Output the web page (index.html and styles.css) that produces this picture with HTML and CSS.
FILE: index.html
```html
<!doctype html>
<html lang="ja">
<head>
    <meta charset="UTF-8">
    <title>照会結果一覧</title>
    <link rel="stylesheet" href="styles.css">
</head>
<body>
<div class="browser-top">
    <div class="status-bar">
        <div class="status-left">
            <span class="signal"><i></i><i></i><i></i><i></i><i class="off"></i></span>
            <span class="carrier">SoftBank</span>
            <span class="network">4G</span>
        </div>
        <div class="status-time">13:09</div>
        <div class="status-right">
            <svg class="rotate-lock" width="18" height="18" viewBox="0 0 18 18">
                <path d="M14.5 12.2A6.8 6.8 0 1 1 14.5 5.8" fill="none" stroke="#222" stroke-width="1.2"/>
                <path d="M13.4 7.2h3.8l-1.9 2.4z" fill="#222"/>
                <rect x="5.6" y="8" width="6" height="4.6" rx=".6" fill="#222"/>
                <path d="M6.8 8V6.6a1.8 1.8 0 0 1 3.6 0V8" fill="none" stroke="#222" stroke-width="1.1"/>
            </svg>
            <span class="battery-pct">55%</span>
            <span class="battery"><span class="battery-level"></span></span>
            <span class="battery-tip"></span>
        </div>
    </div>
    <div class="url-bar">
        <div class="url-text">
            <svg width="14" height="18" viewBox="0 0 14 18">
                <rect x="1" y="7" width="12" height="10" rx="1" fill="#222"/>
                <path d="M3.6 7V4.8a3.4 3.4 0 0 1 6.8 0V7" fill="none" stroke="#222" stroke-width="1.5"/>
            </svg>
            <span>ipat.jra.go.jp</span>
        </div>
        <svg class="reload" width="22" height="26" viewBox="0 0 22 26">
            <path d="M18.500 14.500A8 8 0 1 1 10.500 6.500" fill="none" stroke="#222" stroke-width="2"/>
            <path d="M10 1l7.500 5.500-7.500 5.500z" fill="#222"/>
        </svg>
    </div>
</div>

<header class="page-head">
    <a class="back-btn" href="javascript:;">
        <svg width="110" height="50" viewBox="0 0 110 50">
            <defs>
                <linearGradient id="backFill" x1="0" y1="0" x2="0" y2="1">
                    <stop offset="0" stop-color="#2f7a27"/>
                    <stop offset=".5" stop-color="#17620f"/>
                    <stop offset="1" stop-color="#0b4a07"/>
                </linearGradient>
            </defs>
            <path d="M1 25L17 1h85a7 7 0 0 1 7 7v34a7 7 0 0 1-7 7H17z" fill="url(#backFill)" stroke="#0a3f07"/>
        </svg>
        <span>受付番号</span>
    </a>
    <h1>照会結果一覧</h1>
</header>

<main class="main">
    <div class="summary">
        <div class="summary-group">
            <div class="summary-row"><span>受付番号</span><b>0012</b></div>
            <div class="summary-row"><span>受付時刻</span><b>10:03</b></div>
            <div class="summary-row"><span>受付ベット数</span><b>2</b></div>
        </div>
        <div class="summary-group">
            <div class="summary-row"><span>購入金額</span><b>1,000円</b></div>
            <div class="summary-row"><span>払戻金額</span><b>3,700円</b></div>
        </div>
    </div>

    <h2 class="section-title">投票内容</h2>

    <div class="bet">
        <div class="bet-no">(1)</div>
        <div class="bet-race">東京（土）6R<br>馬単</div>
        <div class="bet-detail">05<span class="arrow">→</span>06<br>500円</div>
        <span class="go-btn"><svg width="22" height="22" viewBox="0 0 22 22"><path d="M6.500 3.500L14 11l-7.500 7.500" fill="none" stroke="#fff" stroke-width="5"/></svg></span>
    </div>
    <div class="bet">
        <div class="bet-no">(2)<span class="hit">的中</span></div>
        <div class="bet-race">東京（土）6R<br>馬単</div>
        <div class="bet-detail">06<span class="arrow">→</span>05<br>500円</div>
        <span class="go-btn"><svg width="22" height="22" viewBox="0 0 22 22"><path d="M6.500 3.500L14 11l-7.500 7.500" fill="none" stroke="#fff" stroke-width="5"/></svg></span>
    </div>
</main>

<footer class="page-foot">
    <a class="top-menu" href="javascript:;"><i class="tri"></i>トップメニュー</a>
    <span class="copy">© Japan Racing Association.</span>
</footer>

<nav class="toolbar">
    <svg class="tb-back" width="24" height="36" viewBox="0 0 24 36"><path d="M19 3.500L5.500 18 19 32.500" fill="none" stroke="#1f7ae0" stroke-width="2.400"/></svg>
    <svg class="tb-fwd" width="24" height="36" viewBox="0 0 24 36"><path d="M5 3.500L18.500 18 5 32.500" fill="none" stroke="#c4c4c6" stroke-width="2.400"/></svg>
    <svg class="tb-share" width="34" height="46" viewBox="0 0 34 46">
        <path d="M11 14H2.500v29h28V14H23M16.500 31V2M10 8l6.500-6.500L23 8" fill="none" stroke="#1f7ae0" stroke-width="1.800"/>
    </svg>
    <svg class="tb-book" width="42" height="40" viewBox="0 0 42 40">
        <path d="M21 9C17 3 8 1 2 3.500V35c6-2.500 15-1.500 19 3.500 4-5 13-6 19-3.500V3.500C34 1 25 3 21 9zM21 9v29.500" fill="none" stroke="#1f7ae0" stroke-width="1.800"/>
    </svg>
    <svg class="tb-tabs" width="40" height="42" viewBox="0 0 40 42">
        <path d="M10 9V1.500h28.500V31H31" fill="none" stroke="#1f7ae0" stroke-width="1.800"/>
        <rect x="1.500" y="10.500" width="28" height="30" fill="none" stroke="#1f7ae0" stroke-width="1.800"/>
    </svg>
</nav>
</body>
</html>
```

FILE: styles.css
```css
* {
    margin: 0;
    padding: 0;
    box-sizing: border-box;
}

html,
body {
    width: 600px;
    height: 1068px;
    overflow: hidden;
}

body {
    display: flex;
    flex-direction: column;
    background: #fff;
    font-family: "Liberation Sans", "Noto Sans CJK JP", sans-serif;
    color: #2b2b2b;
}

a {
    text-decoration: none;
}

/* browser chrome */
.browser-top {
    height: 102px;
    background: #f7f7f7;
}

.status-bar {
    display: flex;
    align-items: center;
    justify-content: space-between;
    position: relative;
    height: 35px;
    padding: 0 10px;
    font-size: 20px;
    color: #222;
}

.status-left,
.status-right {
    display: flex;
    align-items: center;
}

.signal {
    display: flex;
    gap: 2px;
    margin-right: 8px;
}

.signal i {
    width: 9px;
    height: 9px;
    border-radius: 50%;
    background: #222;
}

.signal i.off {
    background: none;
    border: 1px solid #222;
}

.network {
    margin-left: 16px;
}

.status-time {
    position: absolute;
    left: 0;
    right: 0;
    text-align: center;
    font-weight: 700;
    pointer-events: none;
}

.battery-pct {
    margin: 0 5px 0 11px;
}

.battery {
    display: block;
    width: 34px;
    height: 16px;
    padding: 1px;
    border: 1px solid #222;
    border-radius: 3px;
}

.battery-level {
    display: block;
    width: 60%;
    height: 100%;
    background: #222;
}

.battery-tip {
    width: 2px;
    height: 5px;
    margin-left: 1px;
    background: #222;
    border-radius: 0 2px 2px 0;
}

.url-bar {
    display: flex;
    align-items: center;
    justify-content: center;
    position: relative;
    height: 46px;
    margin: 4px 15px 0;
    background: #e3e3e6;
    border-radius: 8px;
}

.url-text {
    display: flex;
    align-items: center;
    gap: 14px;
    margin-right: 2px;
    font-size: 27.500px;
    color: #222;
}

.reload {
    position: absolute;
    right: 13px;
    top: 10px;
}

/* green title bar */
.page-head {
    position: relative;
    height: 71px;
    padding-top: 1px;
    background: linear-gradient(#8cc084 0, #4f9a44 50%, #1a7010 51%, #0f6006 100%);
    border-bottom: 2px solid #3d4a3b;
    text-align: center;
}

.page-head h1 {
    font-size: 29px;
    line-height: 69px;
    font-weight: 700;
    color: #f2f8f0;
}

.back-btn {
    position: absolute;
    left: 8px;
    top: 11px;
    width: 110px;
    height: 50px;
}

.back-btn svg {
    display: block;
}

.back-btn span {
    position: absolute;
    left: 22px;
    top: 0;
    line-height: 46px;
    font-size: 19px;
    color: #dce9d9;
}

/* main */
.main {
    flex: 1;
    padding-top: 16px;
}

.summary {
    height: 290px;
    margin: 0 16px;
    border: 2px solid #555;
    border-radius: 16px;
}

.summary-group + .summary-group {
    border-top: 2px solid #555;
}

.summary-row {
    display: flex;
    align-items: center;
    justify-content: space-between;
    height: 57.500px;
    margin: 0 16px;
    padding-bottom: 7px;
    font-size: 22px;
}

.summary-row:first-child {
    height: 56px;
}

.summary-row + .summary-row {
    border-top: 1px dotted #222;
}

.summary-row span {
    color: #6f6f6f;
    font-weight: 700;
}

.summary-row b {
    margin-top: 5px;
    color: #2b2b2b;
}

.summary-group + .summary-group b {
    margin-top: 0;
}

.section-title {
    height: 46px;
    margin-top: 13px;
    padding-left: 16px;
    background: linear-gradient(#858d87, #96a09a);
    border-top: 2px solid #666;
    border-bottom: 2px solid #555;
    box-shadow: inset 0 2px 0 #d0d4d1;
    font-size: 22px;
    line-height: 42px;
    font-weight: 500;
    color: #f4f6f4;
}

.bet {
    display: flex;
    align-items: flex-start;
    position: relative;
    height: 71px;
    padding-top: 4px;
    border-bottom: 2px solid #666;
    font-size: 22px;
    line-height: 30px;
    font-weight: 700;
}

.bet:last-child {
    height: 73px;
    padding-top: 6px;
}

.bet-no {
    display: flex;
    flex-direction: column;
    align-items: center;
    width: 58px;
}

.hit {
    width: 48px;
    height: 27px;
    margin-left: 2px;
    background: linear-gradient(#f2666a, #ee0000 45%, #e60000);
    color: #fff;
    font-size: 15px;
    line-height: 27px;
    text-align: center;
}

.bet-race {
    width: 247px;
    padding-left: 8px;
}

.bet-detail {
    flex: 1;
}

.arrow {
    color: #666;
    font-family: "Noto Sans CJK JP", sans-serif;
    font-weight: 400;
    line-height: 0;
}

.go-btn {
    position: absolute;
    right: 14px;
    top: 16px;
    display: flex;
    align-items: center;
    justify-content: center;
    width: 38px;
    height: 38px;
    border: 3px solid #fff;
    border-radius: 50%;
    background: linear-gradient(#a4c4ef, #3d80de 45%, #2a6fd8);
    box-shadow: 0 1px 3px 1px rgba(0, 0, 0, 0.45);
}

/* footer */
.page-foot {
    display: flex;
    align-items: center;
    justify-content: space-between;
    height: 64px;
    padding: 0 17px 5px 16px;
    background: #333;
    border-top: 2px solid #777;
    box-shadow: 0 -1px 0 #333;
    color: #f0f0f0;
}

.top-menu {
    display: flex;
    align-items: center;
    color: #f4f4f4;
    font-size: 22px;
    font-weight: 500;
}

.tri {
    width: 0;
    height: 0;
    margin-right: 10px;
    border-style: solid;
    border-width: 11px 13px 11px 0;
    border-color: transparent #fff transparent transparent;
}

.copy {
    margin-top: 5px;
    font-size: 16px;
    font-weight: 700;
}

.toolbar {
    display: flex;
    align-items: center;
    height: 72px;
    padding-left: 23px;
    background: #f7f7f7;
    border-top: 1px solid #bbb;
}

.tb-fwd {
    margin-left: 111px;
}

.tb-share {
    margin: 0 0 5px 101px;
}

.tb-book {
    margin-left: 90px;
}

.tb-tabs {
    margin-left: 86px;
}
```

-=-=-

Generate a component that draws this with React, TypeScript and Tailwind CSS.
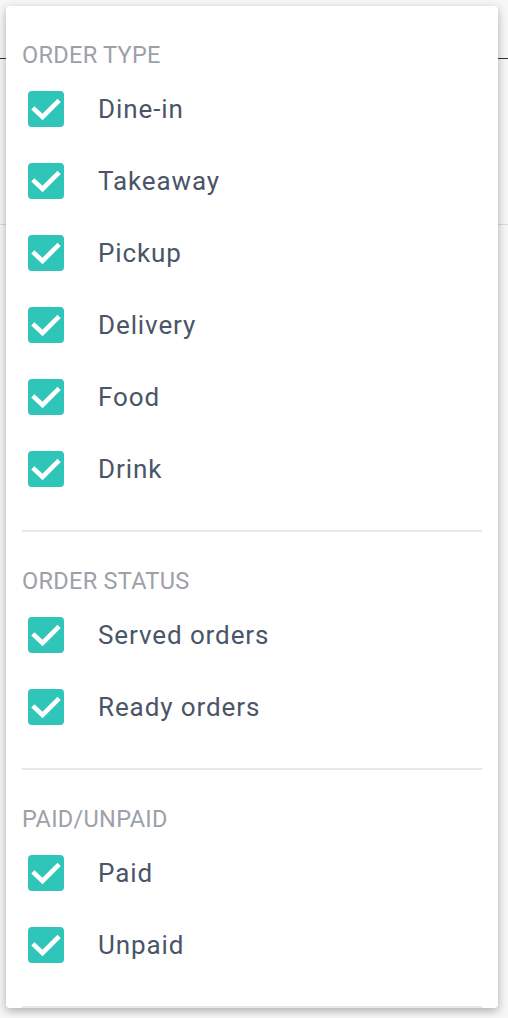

-=-=-

Instruction. Pick out every line of the listing containing the word "page", and show those lines.

Response for this exercise.
Output the web page (index.html and styles.css) that produces this picture with HTML and CSS.
<header class="page-head">
<footer class="page-foot">
.page-head {
.page-head h1 {
.page-foot {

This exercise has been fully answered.